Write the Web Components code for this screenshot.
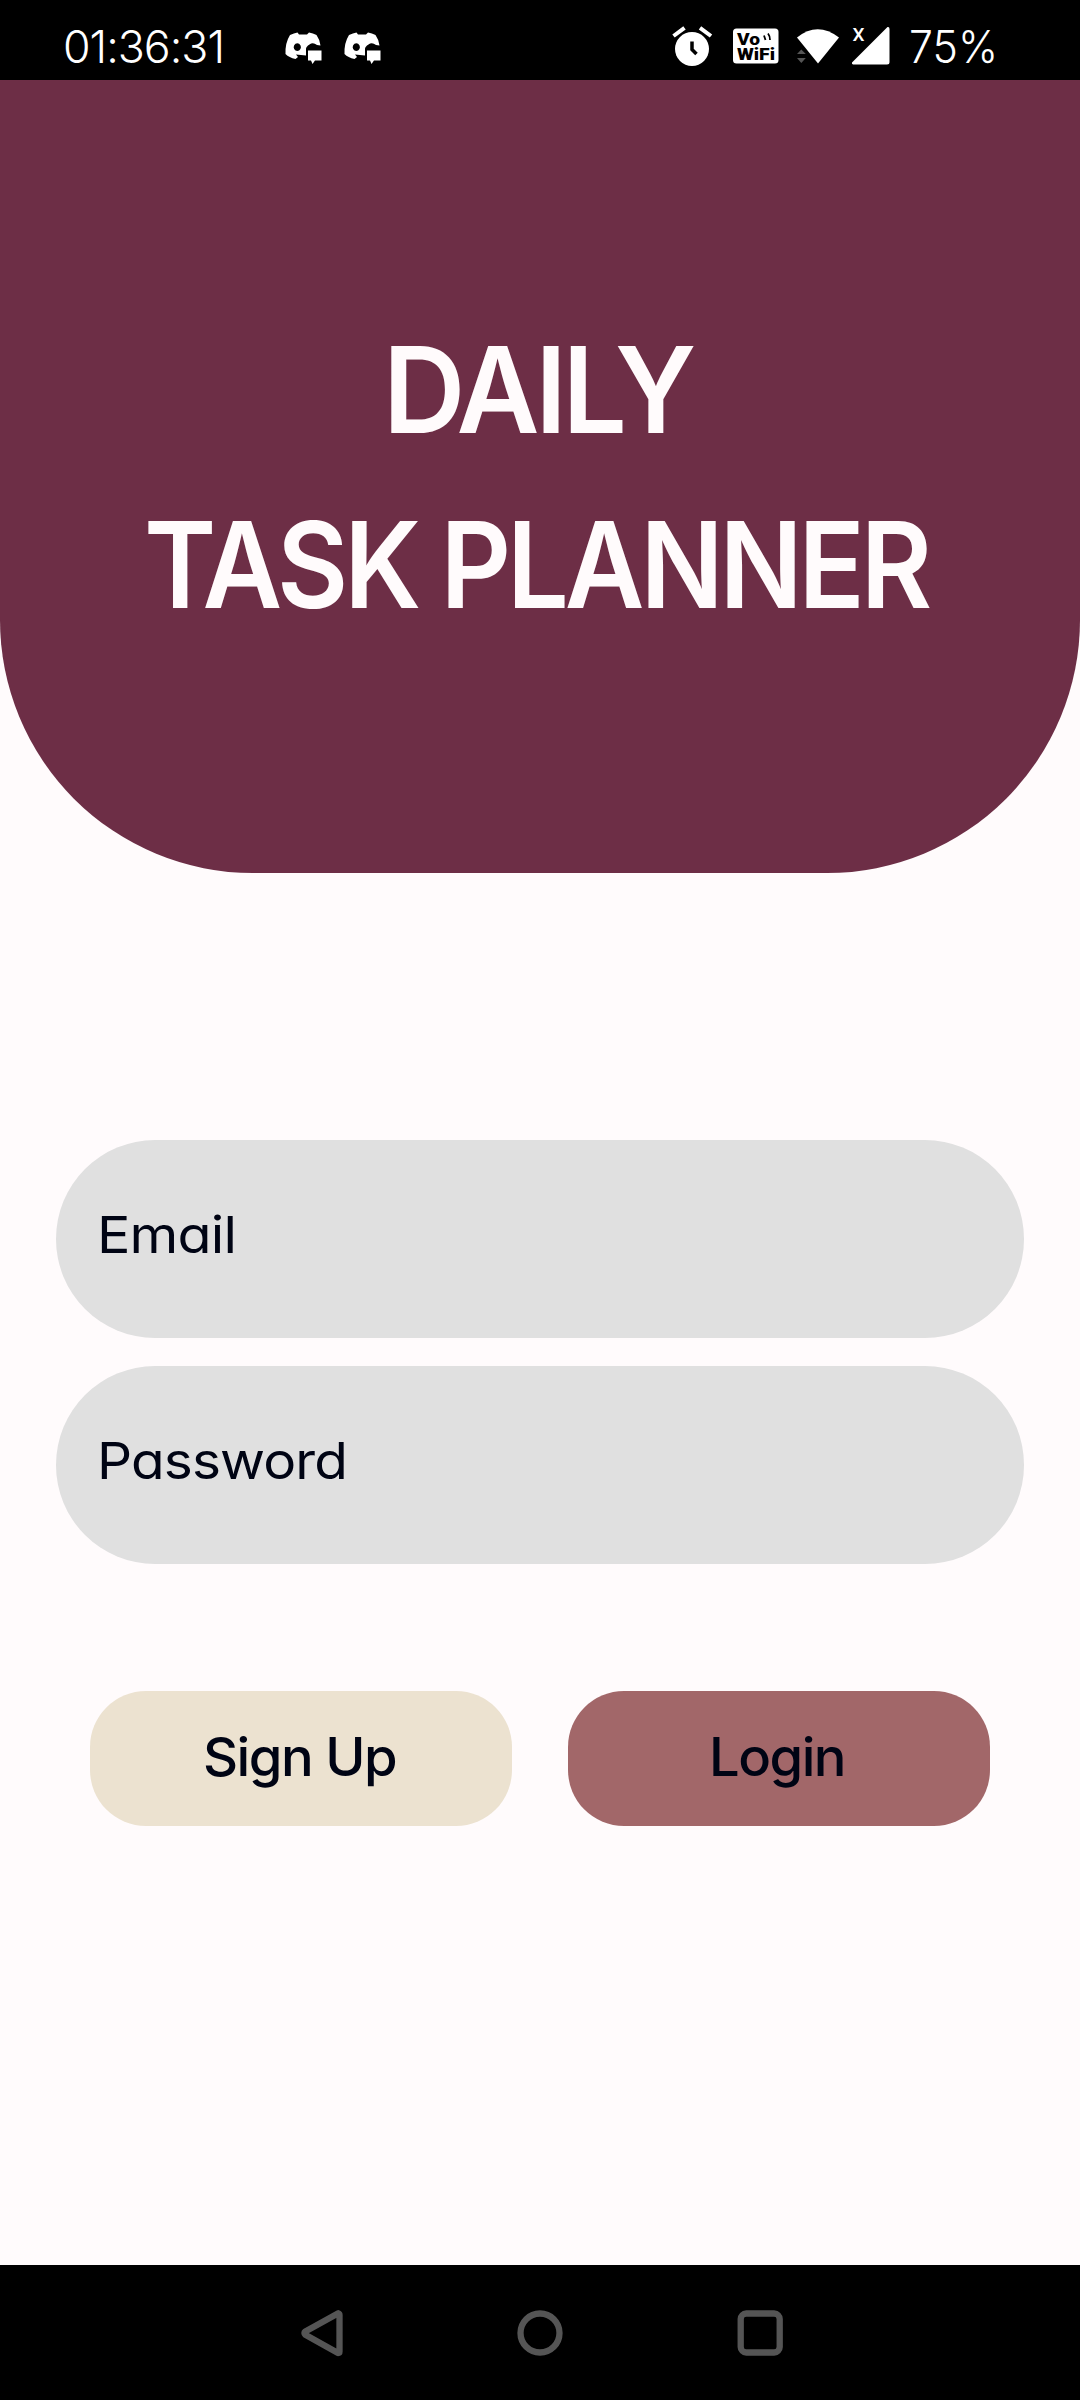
<!DOCTYPE html>
<html lang="en">
<head>
<meta charset="utf-8">
<title>Daily Task Planner</title>
<style>
html,body{margin:0;padding:0}
body{width:1080px;height:2400px;background:#fffbfc;overflow:hidden;font-family:Inter,"Noto Sans",sans-serif}
</style>
</head>
<body>
<planner-screen></planner-screen>
<script>
class Base extends HTMLElement{
  constructor(){super();this.attachShadow({mode:'open'}).innerHTML=this.render();}
}
/* Text condensed or widened so that its line is exactly `width` pixels long. */
class FitText extends Base{
  render(){return `<style>:host{display:block;white-space:pre;font-feature-settings:"cv11" 1,"calt" 0}span{display:inline-block;transform-origin:0 50%}</style><span><slot></slot></span>`}
  connectedCallback(){
    const s=this.shadowRoot.querySelector('span'),t=+this.getAttribute('width');
    const w=s.getBoundingClientRect().width;
    s.style.transform=`scaleX(${t/w})`;
    s.style.marginRight=(t-w)+'px';
  }
}
class StatusBar extends Base{
  render(){return `<style>
  :host{display:flex;height:80px;background:#000;color:#fff;box-sizing:border-box}
  .l,.r{display:flex;align-items:flex-start}
  .l{padding-left:63px;flex:1}
  fit-text{font-size:45.500px;font-weight:300;line-height:94px}
  svg{display:block}
  </style>
  <div class="l"><fit-text width="161" style="letter-spacing:-1px">01:36:31</fit-text>
  <svg width="120" height="80" viewBox="280 0 120 80" style="margin-left:56px">
    <defs><g id="d"><path fill="#fff" fill-rule="evenodd" d="M290 35Q294 33 297.500 32.500L299 34.500H307L309 32.500Q313 33 316.500 35Q320 40 320.500 45.500L317 45Q313 42 309.500 44.500Q306 46.500 306 49V55.500L296 54.500L298 57L295.500 59Q289 57.500 285.500 54Q285 43 290 35ZM297.300 43.200A3.600 3.900 0 1 0 297.310 43.200Z"/><path fill="#fff" d="M308 50.500H321.500V60.500H315L312.500 64L311 60.500H308Z"/></g></defs>
    <use href="#d"/><use href="#d" x="59"/>
  </svg></div>
  <div class="r">
  <svg width="230" height="80" viewBox="665 0 230 80">
    <g stroke="#fff" stroke-width="4" fill="none"><path d="M673.500 36L684.500 27.800M700 27.800L711 36"/></g>
    <circle cx="692" cy="49" r="17" fill="#fff"/><path d="M692 41.500V49.500L696.500 54" fill="none" stroke="#000" stroke-width="3.500"/>
    <rect x="733" y="28.500" width="45.500" height="35" rx="3.500" fill="#fff"/>
    <g fill="#000" font-family="Roboto,sans-serif" font-weight="900" font-size="17"><text x="737" y="44.500" textLength="23" lengthAdjust="spacingAndGlyphs">Vo</text><text x="737" y="60.300" textLength="38" lengthAdjust="spacingAndGlyphs">WiFi</text></g>
    <path d="M764 35.500L765.500 40M768 33.500Q770 36 770 40" fill="none" stroke="#000" stroke-width="1.800"/>
    <path fill="#fff" d="M797 37.500Q817.500 21 839 37.500L818 63.500Z"/>
    <path fill="#555" d="M797 54L801.300 49.500L805.800 54ZM797 58H805.800L801.300 63Z"/>
    <path fill="#fff" d="M852 62.500L887.500 27Q889.500 26.500 889.500 29V62Q889.500 64.500 887 64.500H853Q851.500 64 852 62.500Z"/>
    <text x="852.500" y="41" font-size="19" font-family="Roboto,sans-serif" font-weight="500" fill="#fff" textLength="12">X</text>
  </svg>
  <fit-text width="89" style="padding:0 82px 0 14px">75%</fit-text></div>`}
}
class HeroHeader extends Base{
  render(){return `<style>
  :host{display:flex;flex-direction:column;align-items:flex-start;height:793px;box-sizing:border-box;padding-top:223px;background:#6d2e46;border-radius:0 0 253px 253px;color:#fffbfc}
  fit-text{font-size:119.300px;font-weight:600;line-height:174.700px;letter-spacing:-4.500px}
  </style><fit-text width="309" style="padding-left:383px">DAILY</fit-text><fit-text width="784" style="padding-left:144px">TASK PLANNER</fit-text>`}
}
class TextField extends Base{
  render(){return `<style>
  :host{display:block;box-sizing:border-box;height:198px;border-radius:99px;background:#e0e0e0;color:#000414;padding-left:41px;font-size:51px;font-weight:400;line-height:190px;letter-spacing:-.8px}
  </style><slot></slot>`}
}
class PillButton extends Base{
  render(){return `<style>
  :host{display:block;box-sizing:border-box;width:422px;height:135px;border-radius:56px;color:#000414;background:var(--fill);font-size:53.500px;font-weight:540;line-height:132px;letter-spacing:-1.500px}
  </style><slot></slot>`}
}
class NavBar extends Base{
  render(){return `<style>:host{display:block;height:135px;background:#000}svg{display:block;margin:auto}</style>
  <svg width="540" height="135" viewBox="270 2265 540 135" fill="none" stroke="#555" stroke-width="6.300" stroke-linejoin="round">
  <path d="M338.300 2313.200Q339.500 2313.500 339.500 2315V2351.500Q339.500 2353 338 2353L305.300 2334.800Q303.500 2333 305.300 2331.500Z"/>
  <circle cx="540" cy="2333" r="19.500"/><rect x="740.700" y="2313.500" width="39" height="39" rx="5.500"/></svg>`}
}
/* Labels are slotted, so the controls stay independent of their captions. */
class PlannerScreen extends Base{
  render(){return `<style>
  :host{display:flex;flex-direction:column;width:1080px;height:2400px;background:#fffbfc}
  .fields{display:flex;flex-direction:column;gap:28px;padding:267px 56px 0}
  .actions{display:flex;gap:56px;padding:126.500px 90px 0}
  nav-bar{margin-top:auto}
  </style>
  <status-bar></status-bar><hero-header></hero-header>
  <div class="fields"><text-field><fit-text width="139">Email</fit-text></text-field><text-field><fit-text width="250">Password</fit-text></text-field></div>
  <div class="actions"><pill-button style="--fill:#ece2d0"><fit-text width="193" style="padding-left:113px">Sign Up</fit-text></pill-button><pill-button style="--fill:#a26769"><fit-text width="136" style="padding-left:141px">Login</fit-text></pill-button></div>
  <nav-bar></nav-bar>`}
}
for(const [n,c] of [['status-bar',StatusBar],['hero-header',HeroHeader],['text-field',TextField],['pill-button',PillButton],['nav-bar',NavBar],['planner-screen',PlannerScreen],['fit-text',FitText]])customElements.define(n,c);
</script>
</body>
</html>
========
Aim
Reproduce the full listing above verbatim, with no pictures included.

Response to the exercise
Write the Web Components code for this screenshot.
<!DOCTYPE html>
<html lang="en">
<head>
<meta charset="utf-8">
<title>Daily Task Planner</title>
<style>
html,body{margin:0;padding:0}
body{width:1080px;height:2400px;background:#fffbfc;overflow:hidden;font-family:Inter,"Noto Sans",sans-serif}
</style>
</head>
<body>
<planner-screen></planner-screen>
<script>
class Base extends HTMLElement{
  constructor(){super();this.attachShadow({mode:'open'}).innerHTML=this.render();}
}
/* Text condensed or widened so that its line is exactly `width` pixels long. */
class FitText extends Base{
  render(){return `<style>:host{display:block;white-space:pre;font-feature-settings:"cv11" 1,"calt" 0}span{display:inline-block;transform-origin:0 50%}</style><span><slot></slot></span>`}
  connectedCallback(){
    const s=this.shadowRoot.querySelector('span'),t=+this.getAttribute('width');
    const w=s.getBoundingClientRect().width;
    s.style.transform=`scaleX(${t/w})`;
    s.style.marginRight=(t-w)+'px';
  }
}
class StatusBar extends Base{
  render(){return `<style>
  :host{display:flex;height:80px;background:#000;color:#fff;box-sizing:border-box}
  .l,.r{display:flex;align-items:flex-start}
  .l{padding-left:63px;flex:1}
  fit-text{font-size:45.500px;font-weight:300;line-height:94px}
  svg{display:block}
  </style>
  <div class="l"><fit-text width="161" style="letter-spacing:-1px">01:36:31</fit-text>
  <svg width="120" height="80" viewBox="280 0 120 80" style="margin-left:56px">
    <defs><g id="d"><path fill="#fff" fill-rule="evenodd" d="M290 35Q294 33 297.500 32.500L299 34.500H307L309 32.500Q313 33 316.500 35Q320 40 320.500 45.500L317 45Q313 42 309.500 44.500Q306 46.500 306 49V55.500L296 54.500L298 57L295.500 59Q289 57.500 285.500 54Q285 43 290 35ZM297.300 43.200A3.600 3.900 0 1 0 297.310 43.200Z"/><path fill="#fff" d="M308 50.500H321.500V60.500H315L312.500 64L311 60.500H308Z"/></g></defs>
    <use href="#d"/><use href="#d" x="59"/>
  </svg></div>
  <div class="r">
  <svg width="230" height="80" viewBox="665 0 230 80">
    <g stroke="#fff" stroke-width="4" fill="none"><path d="M673.500 36L684.500 27.800M700 27.800L711 36"/></g>
    <circle cx="692" cy="49" r="17" fill="#fff"/><path d="M692 41.500V49.500L696.500 54" fill="none" stroke="#000" stroke-width="3.500"/>
    <rect x="733" y="28.500" width="45.500" height="35" rx="3.500" fill="#fff"/>
    <g fill="#000" font-family="Roboto,sans-serif" font-weight="900" font-size="17"><text x="737" y="44.500" textLength="23" lengthAdjust="spacingAndGlyphs">Vo</text><text x="737" y="60.300" textLength="38" lengthAdjust="spacingAndGlyphs">WiFi</text></g>
    <path d="M764 35.500L765.500 40M768 33.500Q770 36 770 40" fill="none" stroke="#000" stroke-width="1.800"/>
    <path fill="#fff" d="M797 37.500Q817.500 21 839 37.500L818 63.500Z"/>
    <path fill="#555" d="M797 54L801.300 49.500L805.800 54ZM797 58H805.800L801.300 63Z"/>
    <path fill="#fff" d="M852 62.500L887.500 27Q889.500 26.500 889.500 29V62Q889.500 64.500 887 64.500H853Q851.500 64 852 62.500Z"/>
    <text x="852.500" y="41" font-size="19" font-family="Roboto,sans-serif" font-weight="500" fill="#fff" textLength="12">X</text>
  </svg>
  <fit-text width="89" style="padding:0 82px 0 14px">75%</fit-text></div>`}
}
class HeroHeader extends Base{
  render(){return `<style>
  :host{display:flex;flex-direction:column;align-items:flex-start;height:793px;box-sizing:border-box;padding-top:223px;background:#6d2e46;border-radius:0 0 253px 253px;color:#fffbfc}
  fit-text{font-size:119.300px;font-weight:600;line-height:174.700px;letter-spacing:-4.500px}
  </style><fit-text width="309" style="padding-left:383px">DAILY</fit-text><fit-text width="784" style="padding-left:144px">TASK PLANNER</fit-text>`}
}
class TextField extends Base{
  render(){return `<style>
  :host{display:block;box-sizing:border-box;height:198px;border-radius:99px;background:#e0e0e0;color:#000414;padding-left:41px;font-size:51px;font-weight:400;line-height:190px;letter-spacing:-.8px}
  </style><slot></slot>`}
}
class PillButton extends Base{
  render(){return `<style>
  :host{display:block;box-sizing:border-box;width:422px;height:135px;border-radius:56px;color:#000414;background:var(--fill);font-size:53.500px;font-weight:540;line-height:132px;letter-spacing:-1.500px}
  </style><slot></slot>`}
}
class NavBar extends Base{
  render(){return `<style>:host{display:block;height:135px;background:#000}svg{display:block;margin:auto}</style>
  <svg width="540" height="135" viewBox="270 2265 540 135" fill="none" stroke="#555" stroke-width="6.300" stroke-linejoin="round">
  <path d="M338.300 2313.200Q339.500 2313.500 339.500 2315V2351.500Q339.500 2353 338 2353L305.300 2334.800Q303.500 2333 305.300 2331.500Z"/>
  <circle cx="540" cy="2333" r="19.500"/><rect x="740.700" y="2313.500" width="39" height="39" rx="5.500"/></svg>`}
}
/* Labels are slotted, so the controls stay independent of their captions. */
class PlannerScreen extends Base{
  render(){return `<style>
  :host{display:flex;flex-direction:column;width:1080px;height:2400px;background:#fffbfc}
  .fields{display:flex;flex-direction:column;gap:28px;padding:267px 56px 0}
  .actions{display:flex;gap:56px;padding:126.500px 90px 0}
  nav-bar{margin-top:auto}
  </style>
  <status-bar></status-bar><hero-header></hero-header>
  <div class="fields"><text-field><fit-text width="139">Email</fit-text></text-field><text-field><fit-text width="250">Password</fit-text></text-field></div>
  <div class="actions"><pill-button style="--fill:#ece2d0"><fit-text width="193" style="padding-left:113px">Sign Up</fit-text></pill-button><pill-button style="--fill:#a26769"><fit-text width="136" style="padding-left:141px">Login</fit-text></pill-button></div>
  <nav-bar></nav-bar>`}
}
for(const [n,c] of [['status-bar',StatusBar],['hero-header',HeroHeader],['text-field',TextField],['pill-button',PillButton],['nav-bar',NavBar],['planner-screen',PlannerScreen],['fit-text',FitText]])customElements.define(n,c);
</script>
</body>
</html>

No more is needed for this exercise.